Discrepancy between fluorescence correlation spectroscopy and fluorescence recovery after photobleaching diffusion measurements of G-protein-coupled receptors

Abstract

Fluorescence recovery after photobleaching (FRAP) and fluorescence correlation spectroscopy (FCS) are the two most direct methods to measure the diffusion of molecules in intact living cells. Ideally, these methods should produce similar results for an identical system. We have used these methods to monitor the diffusion of two G-protein-coupled receptors and their associated proteins in the plasma membranes of cells that do not or do contain invaginated protein domains called caveolae. FRAP studies show that caveolae domains increase the immobile fraction of receptors without significantly changing their mobility.

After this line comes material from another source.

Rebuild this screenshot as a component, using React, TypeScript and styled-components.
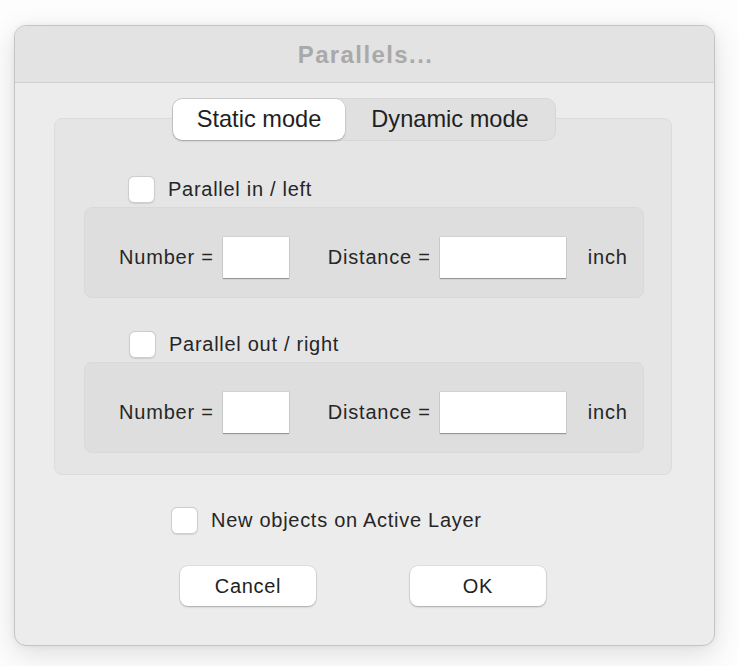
import React from "react";
import styled, { createGlobalStyle } from "styled-components";

const Global = createGlobalStyle`
  html, body { margin: 0; padding: 0; background: #ffffff; }
  body { font-family: "Liberation Sans", Arial, sans-serif; color: #262626; }
  * { box-sizing: border-box; }
`;

const Page = styled.div`
  width: 738px;
  height: 666px;
  padding: 25px 0 0 14px;
  background: #fdfdfd;
`;

const Window = styled.div`
  width: 701px;
  height: 621px;
  border-radius: 12px;
  background: #ececec;
  border: 1px solid #c4c4c4;
  box-shadow: 0 8px 28px rgba(0, 0, 0, 0.13), 0 0 6px rgba(0, 0, 0, 0.05);
  overflow: hidden;
  display: flex;
  flex-direction: column;
`;

const TitleBar = styled.div`
  height: 57px;
  flex: none;
  background: #e3e3e3;
  border-bottom: 1px solid #d0d0d0;
  display: flex;
  align-items: center;
  justify-content: center;
  padding-left: 2px;
`;

const Title = styled.div`
  font-size: 24px;
  font-weight: 700;
  letter-spacing: 1.4px;
  color: #a9a9a9;
  padding-top: 1px;
`;

const Content = styled.div`
  flex: 1;
  display: flex;
  flex-direction: column;
  padding: 15px 42px 0 39px;
`;

const TabView = styled.div`
  display: flex;
  flex-direction: column;
  align-items: center;
`;

const TabBar = styled.div`
  position: relative;
  z-index: 1;
  display: flex;
  border-radius: 10px;
  background: #e0e0e0;
  border: 1px solid #d6d6d6;
  margin-left: 2px;
`;

const Tab = styled.div<{ $active?: boolean; $w: number }>`
  width: ${(p) => p.$w}px;
  height: 41px;
  border-radius: 9px;
  display: flex;
  align-items: center;
  justify-content: center;
  font-size: 23.6px;
  color: #1f1f1f;
  background: ${(p) => (p.$active ? "#ffffff" : "transparent")};
  box-shadow: ${(p) =>
    p.$active ? "0 1px 2px rgba(0,0,0,0.22), 0 0 0 0.5px rgba(0,0,0,0.08)" : "none"};
`;

const Box = styled.div`
  align-self: stretch;
  margin-top: -23px;
  height: 357px;
  background: #e5e5e5;
  border: 1px solid #dcdcdc;
  border-radius: 8px;
  padding: 57px 27px 0 29px;
  display: flex;
  flex-direction: column;
`;

const CheckRow = styled.label<{ $indent: number; $mt?: number }>`
  display: flex;
  align-items: center;
  gap: 13px;
  padding-left: ${(p) => p.$indent}px;
  margin-top: ${(p) => p.$mt ?? 0}px;
  font-size: 20px;
  letter-spacing: 0.72px;
  height: 27px;
`;

const CheckBox = styled.span`
  width: 27px;
  height: 27px;
  flex: none;
  border-radius: 6px;
  background: #ffffff;
  border: 1px solid #cdcdcd;
  box-shadow: 0 0.5px 1px rgba(0, 0, 0, 0.1);
`;

const Section = styled.div<{ $gap: number }>`
  margin-top: ${(p) => p.$gap}px;
  height: 91px;
  background: #dedede;
  border: 1px solid #d9d9d9;
  border-radius: 8px;
  display: flex;
  align-items: center;
  padding: 10px 0 0 34px;
  font-size: 20px;
  letter-spacing: 0.8px;
`;

const FieldLabel = styled.span<{ $ml?: number }>`
  margin-left: ${(p) => p.$ml ?? 0}px;
  white-space: nowrap;
`;

const Field = styled.div<{ $w: number }>`
  width: ${(p) => p.$w}px;
  height: 41px;
  margin-left: 9px;
  background: #ffffff;
  box-shadow: 0 1px 1px rgba(0, 0, 0, 0.28), 0 0 0 0.5px rgba(0, 0, 0, 0.1);
`;

const Footer = styled.div`
  display: flex;
  flex-direction: column;
  padding-top: 32px;
`;

const Buttons = styled.div`
  display: flex;
  justify-content: center;
  gap: 94px;
  margin-top: 32px;
`;

const Button = styled.div`
  width: 136px;
  height: 40px;
  border-radius: 8px;
  background: #ffffff;
  box-shadow: 0 1px 2px rgba(0, 0, 0, 0.25), 0 0 0 0.5px rgba(0, 0, 0, 0.1);
  display: flex;
  align-items: center;
  justify-content: center;
  font-size: 20px;
  letter-spacing: 0.7px;
  color: #222;
`;

const FieldRow = ({ gap }: { gap: number }) => (
  <Section $gap={gap}>
    <FieldLabel>Number =</FieldLabel>
    <Field $w={66} />
    <FieldLabel $ml={39}>Distance =</FieldLabel>
    <Field $w={126} />
    <FieldLabel $ml={22}>inch</FieldLabel>
  </Section>
);

export default function App() {
  return (
    <>
      <Global />
      <Page>
        <Window>
          <TitleBar>
            <Title>Parallels...</Title>
          </TitleBar>
          <Content>
            <TabView>
              <TabBar>
                <Tab $active $w={172}>Static mode</Tab>
                <Tab $w={210}>Dynamic mode</Tab>
              </TabBar>
              <Box>
                <CheckRow $indent={44}>
                  <CheckBox />
                  Parallel in / left
                </CheckRow>
                <FieldRow gap={4} />
                <CheckRow $indent={45} $mt={33}>
                  <CheckBox />
                  Parallel out / right
                </CheckRow>
                <FieldRow gap={4} />
              </Box>
            </TabView>
            <Footer>
              <CheckRow $indent={117}>
                <CheckBox />
                New objects on Active Layer
              </CheckRow>
              <Buttons>
                <Button>Cancel</Button>
                <Button>OK</Button>
              </Buttons>
            </Footer>
          </Content>
        </Window>
      </Page>
    </>
  );
}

On the other hand, FCS studies show an unexpected increase the mobility of caveolae-associated proteins. Our data suggest that the geometry of caveolae domains gives rise to a confined diffusion of its attached proteins, resulting in an apparent increase in mobility.

Keywords: Caveolae; Fluorescence correlation spectroscopy; Fluorescence recovery after photobleaching; G-protein-coupled receptors; Protein diffusion.

Fig. 1

(A) Example of the distribution of Cav1–eGFP in the Z direction expressed in an FRTwt cell. (B) Corresponding image of the cell. (C) Expanded view of a region of the image in black and white and binary depiction. (D) Cartoon depicting caveolae in an FCS-based illuminated measurement.

Fig. 2

FRAP studies of Cav1–eGFP (A), membrane marker–eYFP (Clontech) (B), and G_αq–eGFP (C) diffusing in the basolateral membrane of FRTwt and FRTcav+ cells. The open and closed circles are for data taken in FRTwt and FRTcav+ cells, respectively, where n = 10 to 13 (see Table 1). The data shown are average values and standard errors.

Fig. 3

(A and B) FRAP studies of B₂R–GFP (A) and μOR–GFP (B) diffusing in the basolateral membrane of FRTwt cells (●) and FRTcav+ cells (○), showing compiled data (top) and sample images (bottom), where n = 12 and 13 (see Table 1) and the arrow points to the bleached spot. (C) Comparison of mobile fractions in FRTwt and FRTcav+ cells obtained from FRAP curves in Fig. 5A below. Data are shown with standard errors. Because the data have a normal distribution as determined by a Shapiro–Wilk test, a Student t test was performed between FRTwt and FRTcav+ for each membrane protein. An asterisk indicates statistical difference in the mobile fractions of membrane proteins between FRTwt and FRTcav (P < 0.001).

Fig. 4

FRAP studies of B₂R–GFP (A) and μOR–GFP (B) diffusing in the basolateral membrane of FRTwt and FRTcav+ cells where the size of the bleach spot was varied. Although the calculated diffusion coefficient decreased approximately 3-fold with bleach size, accompanied by a decrease in mobile fraction, no significant differences between mobility or mobile fraction for either receptor in FRTwt and FWTcav+ were found.

Fig. 5

Representative FCS curves of B₂R–GFP in FRTwt and FRTcav cells showing the fit and residuals for each curve.

Fig. 6

Distribution of diffusion coefficients extracted from FCS data showing the broadening toward slower coefficients for membrane marker (E), similar coefficients for μOR (B) and G_αi (D), and faster values for B₂R–GFP (A) and G_αq (C) in the presence of caveolae. Although the curves are fit to Gaussian distributions, no model is intended.

Fig. 7

Cartoon describing our proposed model of B₂R diffusion in the presence of caveolae. (A) B₂R (orange rectangle), with its attached G_αq (green triangle), is transiently confined to diffuse on the periphery of caveolae (small blue circle) due to interactions between Cav1 and G_αq. (B) Cartoon depicts the illumination diameter in an FCS measurement focused on a plasma membrane region rich in caveolae (blue dots). (C) Side view of a caveolae domain in which B₂R (orange rectangle) with its attached G_αq (green triangle) diffuses on the membrane until it encounters a caveolae invagination. The G protein interacts with the caveolin proteins while the receptor remains bound. It is possible for G_αq to diffuse on the surface of the caveolae domain, becoming detached from the receptor, which does not enter the domain. (For interpretation of the references to color in this figure legend, the reader is referred to the web version of this article.)